*Collected material:*
·····
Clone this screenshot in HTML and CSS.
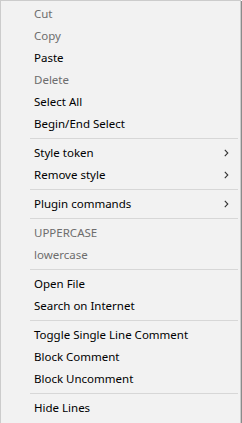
FILE: index.html
```html
<!DOCTYPE html>
<html lang="en">
<head>
    <meta charset="UTF-8">
    <title>Context menu</title>
    <link rel="stylesheet" href="styles.css">
</head>
<body>
    <div class="menu">
        <div class="item disabled">Cut</div>
        <div class="item disabled">Copy</div>
        <div class="item">Paste</div>
        <div class="item disabled">Delete</div>
        <div class="item">Select All</div>
        <div class="item">Begin/End Select</div>
        <div class="sep"></div>
        <div class="item sub">Style token
            <svg class="arrow" width="5" height="8" viewBox="0 0 5 8"><path d="M0.8 0.8 L3.8 4 L0.8 7.2" fill="none" stroke="#333" stroke-width="1.1"/></svg>
        </div>
        <div class="item sub">Remove style
            <svg class="arrow" width="5" height="8" viewBox="0 0 5 8"><path d="M0.8 0.8 L3.8 4 L0.8 7.2" fill="none" stroke="#333" stroke-width="1.1"/></svg>
        </div>
        <div class="sep"></div>
        <div class="item sub">Plugin commands
            <svg class="arrow" width="5" height="8" viewBox="0 0 5 8"><path d="M0.8 0.8 L3.8 4 L0.8 7.2" fill="none" stroke="#333" stroke-width="1.1"/></svg>
        </div>
        <div class="sep"></div>
        <div class="item disabled">UPPERCASE</div>
        <div class="item disabled">lowercase</div>
        <div class="sep"></div>
        <div class="item">Open File</div>
        <div class="item">Search on Internet</div>
        <div class="sep"></div>
        <div class="item">Toggle Single Line Comment</div>
        <div class="item">Block Comment</div>
        <div class="item">Block Uncomment</div>
        <div class="sep"></div>
        <div class="item">Hide Lines</div>
    </div>
</body>
</html>
```

FILE: styles.css
```css
body {
    margin: 0;
    font-family: 'Noto Sans', 'Open Sans', sans-serif;
    font-size: 11.5px;
    background: #fff;
}
.menu {
    width: 239px;
    height: 420px;
    box-sizing: content-box;
    background: #f2f2f2;
    border: 1px solid #cccccc;
    box-shadow: 1px 1px 0 #8a8a8a;
    padding-top: 2px;
}
.item {
    height: 22px;
    line-height: 22px;
    padding-left: 33px;
    padding-right: 11px;
    color: #000;
    display: flex;
    align-items: center;
    justify-content: space-between;
    white-space: nowrap;
}
.item.disabled {
    color: #6d6d6d;
}
.arrow {
    display: block;
}
.sep {
    height: 1px;
    margin: 3px 2px 3px 29px;
    background: #d7d7d7;
}
```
·····
*Written task:* The material above must be printed exactly, with its pictures left out.

*Result:*
Clone this screenshot in HTML and CSS.
FILE: index.html
```html
<!DOCTYPE html>
<html lang="en">
<head>
    <meta charset="UTF-8">
    <title>Context menu</title>
    <link rel="stylesheet" href="styles.css">
</head>
<body>
    <div class="menu">
        <div class="item disabled">Cut</div>
        <div class="item disabled">Copy</div>
        <div class="item">Paste</div>
        <div class="item disabled">Delete</div>
        <div class="item">Select All</div>
        <div class="item">Begin/End Select</div>
        <div class="sep"></div>
        <div class="item sub">Style token
            <svg class="arrow" width="5" height="8" viewBox="0 0 5 8"><path d="M0.8 0.8 L3.8 4 L0.8 7.2" fill="none" stroke="#333" stroke-width="1.1"/></svg>
        </div>
        <div class="item sub">Remove style
            <svg class="arrow" width="5" height="8" viewBox="0 0 5 8"><path d="M0.8 0.8 L3.8 4 L0.8 7.2" fill="none" stroke="#333" stroke-width="1.1"/></svg>
        </div>
        <div class="sep"></div>
        <div class="item sub">Plugin commands
            <svg class="arrow" width="5" height="8" viewBox="0 0 5 8"><path d="M0.8 0.8 L3.8 4 L0.8 7.2" fill="none" stroke="#333" stroke-width="1.1"/></svg>
        </div>
        <div class="sep"></div>
        <div class="item disabled">UPPERCASE</div>
        <div class="item disabled">lowercase</div>
        <div class="sep"></div>
        <div class="item">Open File</div>
        <div class="item">Search on Internet</div>
        <div class="sep"></div>
        <div class="item">Toggle Single Line Comment</div>
        <div class="item">Block Comment</div>
        <div class="item">Block Uncomment</div>
        <div class="sep"></div>
        <div class="item">Hide Lines</div>
    </div>
</body>
</html>
```

FILE: styles.css
```css
body {
    margin: 0;
    font-family: 'Noto Sans', 'Open Sans', sans-serif;
    font-size: 11.5px;
    background: #fff;
}
.menu {
    width: 239px;
    height: 420px;
    box-sizing: content-box;
    background: #f2f2f2;
    border: 1px solid #cccccc;
    box-shadow: 1px 1px 0 #8a8a8a;
    padding-top: 2px;
}
.item {
    height: 22px;
    line-height: 22px;
    padding-left: 33px;
    padding-right: 11px;
    color: #000;
    display: flex;
    align-items: center;
    justify-content: space-between;
    white-space: nowrap;
}
.item.disabled {
    color: #6d6d6d;
}
.arrow {
    display: block;
}
.sep {
    height: 1px;
    margin: 3px 2px 3px 29px;
    background: #d7d7d7;
}
```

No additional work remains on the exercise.